<<<<

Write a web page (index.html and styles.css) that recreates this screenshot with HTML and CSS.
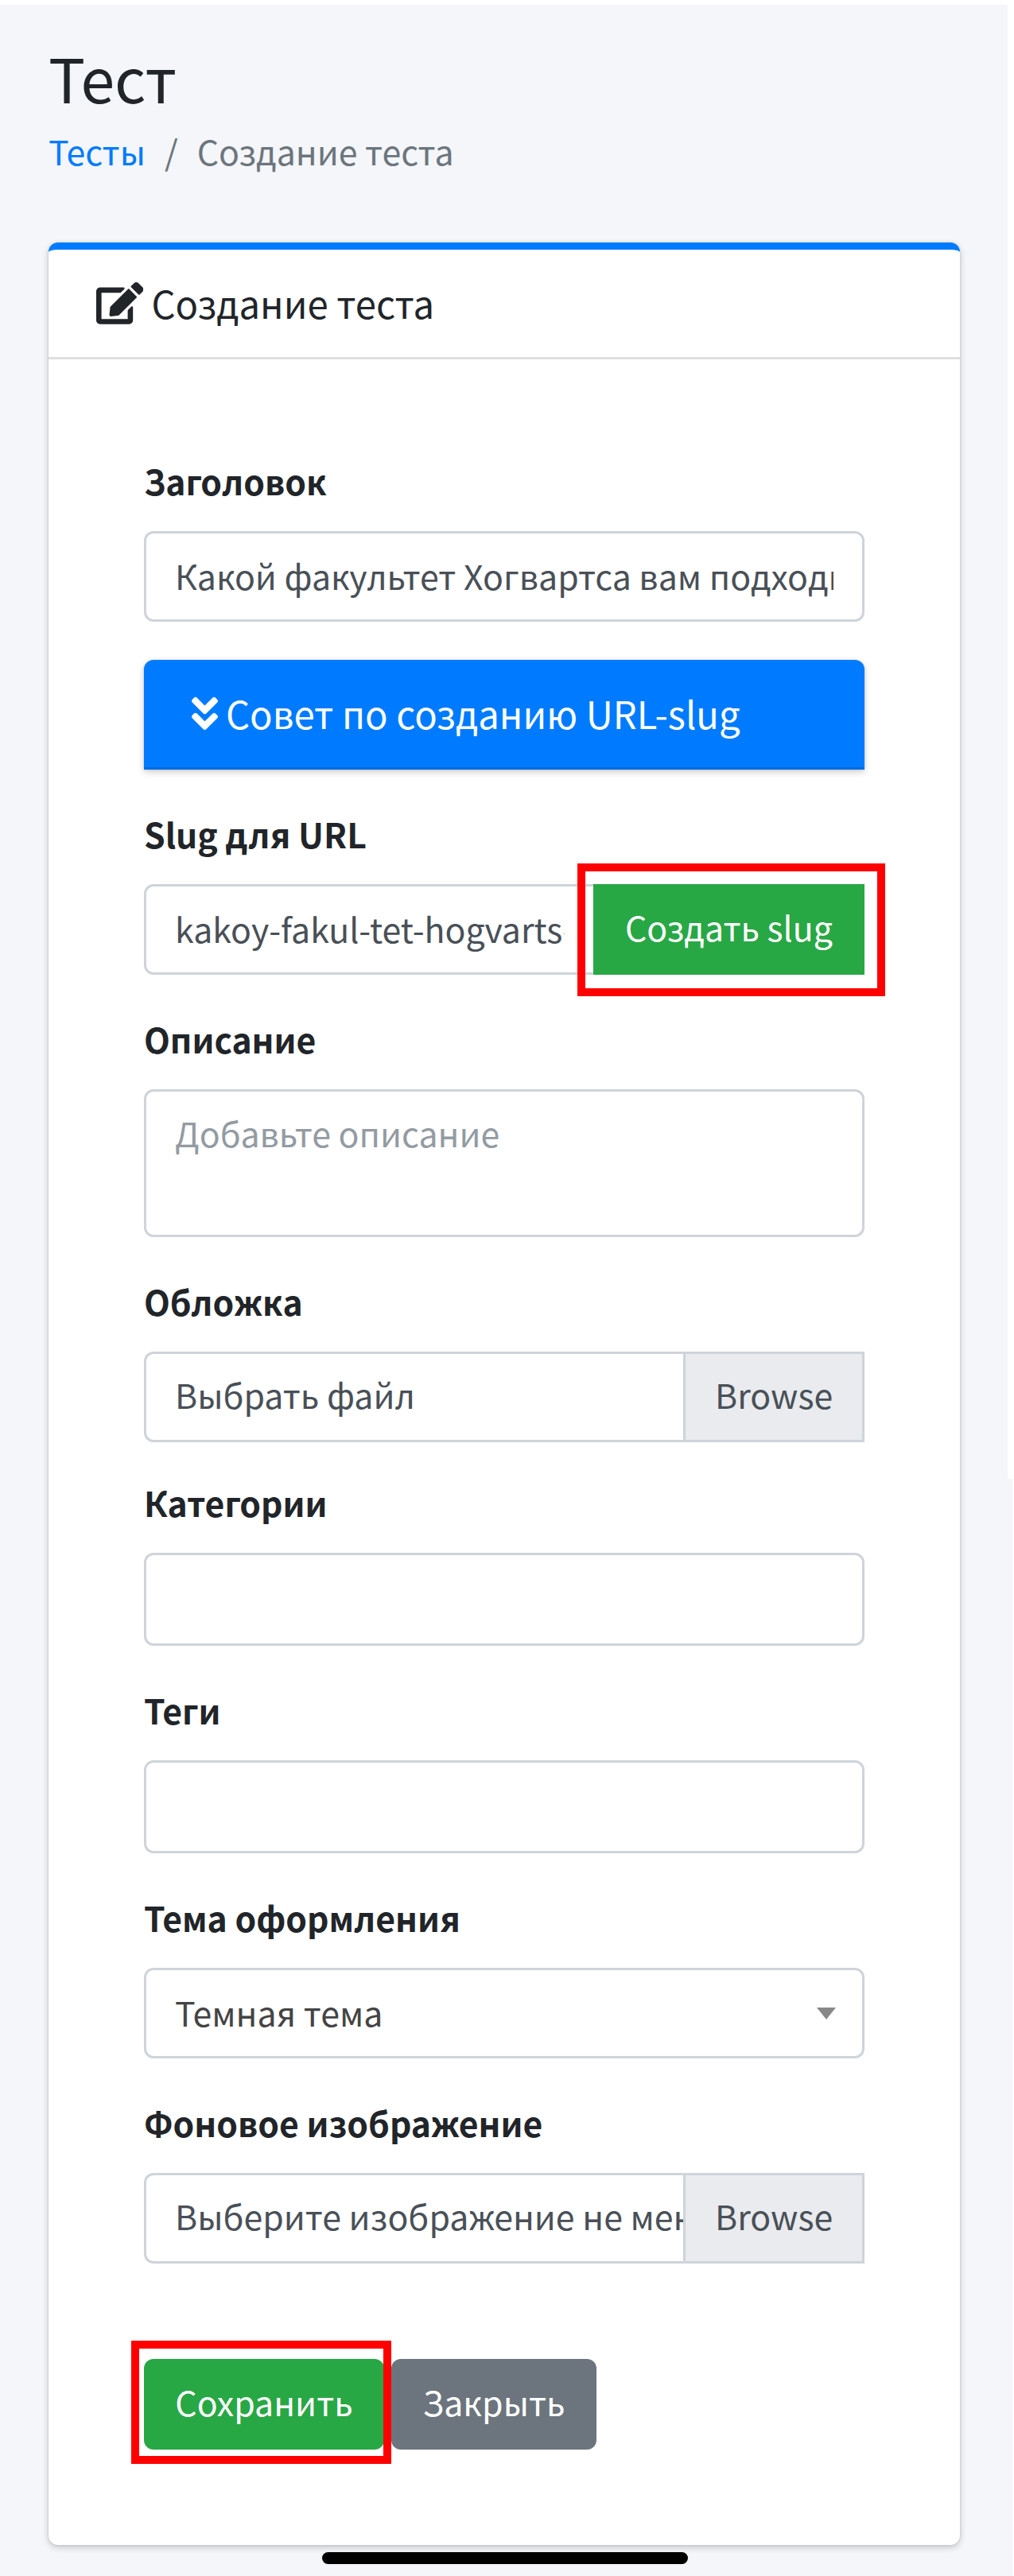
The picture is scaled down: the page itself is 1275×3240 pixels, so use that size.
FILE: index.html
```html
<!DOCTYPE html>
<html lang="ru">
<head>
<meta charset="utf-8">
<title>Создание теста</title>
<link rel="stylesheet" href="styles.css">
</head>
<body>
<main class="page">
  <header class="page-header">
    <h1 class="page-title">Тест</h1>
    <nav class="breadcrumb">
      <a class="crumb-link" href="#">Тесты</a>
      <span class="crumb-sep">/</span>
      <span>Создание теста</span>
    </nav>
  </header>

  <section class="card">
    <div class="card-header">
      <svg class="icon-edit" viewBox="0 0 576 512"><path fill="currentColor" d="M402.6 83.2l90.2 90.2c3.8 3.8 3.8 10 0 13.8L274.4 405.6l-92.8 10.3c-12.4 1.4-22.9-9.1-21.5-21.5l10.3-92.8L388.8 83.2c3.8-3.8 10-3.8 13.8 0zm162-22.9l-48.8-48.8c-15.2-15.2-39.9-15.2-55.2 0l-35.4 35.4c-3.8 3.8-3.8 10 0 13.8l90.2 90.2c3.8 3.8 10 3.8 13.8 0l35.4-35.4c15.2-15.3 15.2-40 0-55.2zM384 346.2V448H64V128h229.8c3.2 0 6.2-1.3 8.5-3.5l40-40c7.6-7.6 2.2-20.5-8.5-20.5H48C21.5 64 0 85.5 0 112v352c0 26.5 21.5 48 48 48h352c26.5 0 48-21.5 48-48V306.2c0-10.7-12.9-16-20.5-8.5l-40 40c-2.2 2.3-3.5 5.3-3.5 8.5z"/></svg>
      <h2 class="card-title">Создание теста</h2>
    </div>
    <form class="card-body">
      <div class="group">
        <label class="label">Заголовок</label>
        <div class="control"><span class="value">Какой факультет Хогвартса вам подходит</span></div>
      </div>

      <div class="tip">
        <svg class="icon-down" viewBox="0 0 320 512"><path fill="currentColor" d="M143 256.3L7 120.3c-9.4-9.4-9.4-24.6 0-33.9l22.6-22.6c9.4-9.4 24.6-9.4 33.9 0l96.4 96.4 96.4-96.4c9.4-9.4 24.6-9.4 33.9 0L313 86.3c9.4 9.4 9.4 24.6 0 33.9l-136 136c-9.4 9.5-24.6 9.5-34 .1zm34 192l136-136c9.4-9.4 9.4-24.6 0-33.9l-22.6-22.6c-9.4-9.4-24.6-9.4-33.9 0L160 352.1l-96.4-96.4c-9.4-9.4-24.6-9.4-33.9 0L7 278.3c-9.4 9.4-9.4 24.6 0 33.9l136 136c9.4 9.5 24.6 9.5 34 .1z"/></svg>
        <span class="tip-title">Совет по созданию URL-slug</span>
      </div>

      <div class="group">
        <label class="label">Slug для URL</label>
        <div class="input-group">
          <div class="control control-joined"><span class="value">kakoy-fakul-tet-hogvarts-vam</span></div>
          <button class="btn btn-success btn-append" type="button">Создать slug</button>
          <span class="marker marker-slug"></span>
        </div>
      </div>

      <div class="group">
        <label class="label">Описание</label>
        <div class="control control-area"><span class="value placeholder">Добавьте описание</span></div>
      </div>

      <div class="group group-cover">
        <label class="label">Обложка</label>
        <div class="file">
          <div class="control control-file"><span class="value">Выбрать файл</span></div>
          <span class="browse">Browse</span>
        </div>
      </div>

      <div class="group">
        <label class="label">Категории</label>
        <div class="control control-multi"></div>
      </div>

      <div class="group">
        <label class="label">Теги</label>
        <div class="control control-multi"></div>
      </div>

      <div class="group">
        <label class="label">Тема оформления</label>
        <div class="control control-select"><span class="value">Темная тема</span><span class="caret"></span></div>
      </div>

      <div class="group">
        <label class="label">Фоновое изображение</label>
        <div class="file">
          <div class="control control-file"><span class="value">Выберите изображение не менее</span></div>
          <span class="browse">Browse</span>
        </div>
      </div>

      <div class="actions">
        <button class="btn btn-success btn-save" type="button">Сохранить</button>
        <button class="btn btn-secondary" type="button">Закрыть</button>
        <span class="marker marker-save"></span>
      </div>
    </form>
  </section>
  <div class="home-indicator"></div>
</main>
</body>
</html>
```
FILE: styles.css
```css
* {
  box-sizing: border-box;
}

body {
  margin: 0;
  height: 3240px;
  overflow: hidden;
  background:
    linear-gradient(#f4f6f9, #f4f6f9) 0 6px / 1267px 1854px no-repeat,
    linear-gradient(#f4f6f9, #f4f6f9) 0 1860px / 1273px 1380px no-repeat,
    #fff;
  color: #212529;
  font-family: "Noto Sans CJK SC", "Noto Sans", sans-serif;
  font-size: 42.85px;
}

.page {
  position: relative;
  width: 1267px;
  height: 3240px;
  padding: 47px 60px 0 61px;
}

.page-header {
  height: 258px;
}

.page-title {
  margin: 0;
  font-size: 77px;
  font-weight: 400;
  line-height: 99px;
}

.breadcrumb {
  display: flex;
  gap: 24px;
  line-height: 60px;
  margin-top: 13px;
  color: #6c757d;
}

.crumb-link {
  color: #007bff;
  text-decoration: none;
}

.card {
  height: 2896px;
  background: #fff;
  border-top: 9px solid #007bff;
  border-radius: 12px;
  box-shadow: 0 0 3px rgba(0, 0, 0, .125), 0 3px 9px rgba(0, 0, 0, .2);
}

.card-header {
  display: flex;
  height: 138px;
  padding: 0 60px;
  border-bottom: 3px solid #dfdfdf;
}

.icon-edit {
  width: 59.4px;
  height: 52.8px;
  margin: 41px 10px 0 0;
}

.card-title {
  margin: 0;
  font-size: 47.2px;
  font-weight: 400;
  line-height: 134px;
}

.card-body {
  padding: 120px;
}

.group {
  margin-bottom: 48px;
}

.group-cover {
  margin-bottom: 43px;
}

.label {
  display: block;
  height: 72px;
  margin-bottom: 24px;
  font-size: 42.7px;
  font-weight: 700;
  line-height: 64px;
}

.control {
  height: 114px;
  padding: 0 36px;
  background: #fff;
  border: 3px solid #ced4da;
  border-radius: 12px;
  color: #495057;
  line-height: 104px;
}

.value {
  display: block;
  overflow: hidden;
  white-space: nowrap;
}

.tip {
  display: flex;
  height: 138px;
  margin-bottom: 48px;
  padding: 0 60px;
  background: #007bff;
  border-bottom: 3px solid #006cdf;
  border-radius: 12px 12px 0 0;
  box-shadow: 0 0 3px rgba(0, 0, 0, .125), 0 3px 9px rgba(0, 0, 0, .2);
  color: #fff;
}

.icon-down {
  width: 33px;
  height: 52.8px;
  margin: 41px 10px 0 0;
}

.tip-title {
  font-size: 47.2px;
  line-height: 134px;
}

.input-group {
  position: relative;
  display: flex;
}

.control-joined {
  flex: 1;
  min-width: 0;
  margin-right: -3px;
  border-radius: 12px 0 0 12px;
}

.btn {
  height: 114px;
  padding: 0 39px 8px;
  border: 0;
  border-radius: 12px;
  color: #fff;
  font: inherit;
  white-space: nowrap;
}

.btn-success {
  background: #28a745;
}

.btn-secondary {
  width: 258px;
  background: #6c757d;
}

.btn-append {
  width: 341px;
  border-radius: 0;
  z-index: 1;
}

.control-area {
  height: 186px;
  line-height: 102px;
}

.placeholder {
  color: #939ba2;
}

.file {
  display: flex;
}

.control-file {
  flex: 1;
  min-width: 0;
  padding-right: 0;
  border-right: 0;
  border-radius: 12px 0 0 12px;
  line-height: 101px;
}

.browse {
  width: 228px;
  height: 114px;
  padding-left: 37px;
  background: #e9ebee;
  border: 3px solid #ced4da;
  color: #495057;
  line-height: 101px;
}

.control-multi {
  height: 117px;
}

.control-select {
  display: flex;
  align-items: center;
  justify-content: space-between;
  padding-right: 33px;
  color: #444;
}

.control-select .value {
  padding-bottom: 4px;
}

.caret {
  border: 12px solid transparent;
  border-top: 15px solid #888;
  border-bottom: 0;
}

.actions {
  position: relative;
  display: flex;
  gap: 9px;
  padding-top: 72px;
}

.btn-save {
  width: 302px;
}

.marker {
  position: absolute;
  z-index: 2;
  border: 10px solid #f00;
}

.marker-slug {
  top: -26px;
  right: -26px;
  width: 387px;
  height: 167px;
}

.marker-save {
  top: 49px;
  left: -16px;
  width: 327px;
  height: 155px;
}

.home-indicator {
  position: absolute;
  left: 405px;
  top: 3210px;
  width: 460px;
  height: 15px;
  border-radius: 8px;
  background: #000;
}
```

>>>>

Directions for this task »
Each line above that holds the string "index" should be copied and shown.

Written response »
Write a web page (index.html and styles.css) that recreates this screenshot with HTML and CSS.
FILE: index.html
  z-index: 1;
  z-index: 2;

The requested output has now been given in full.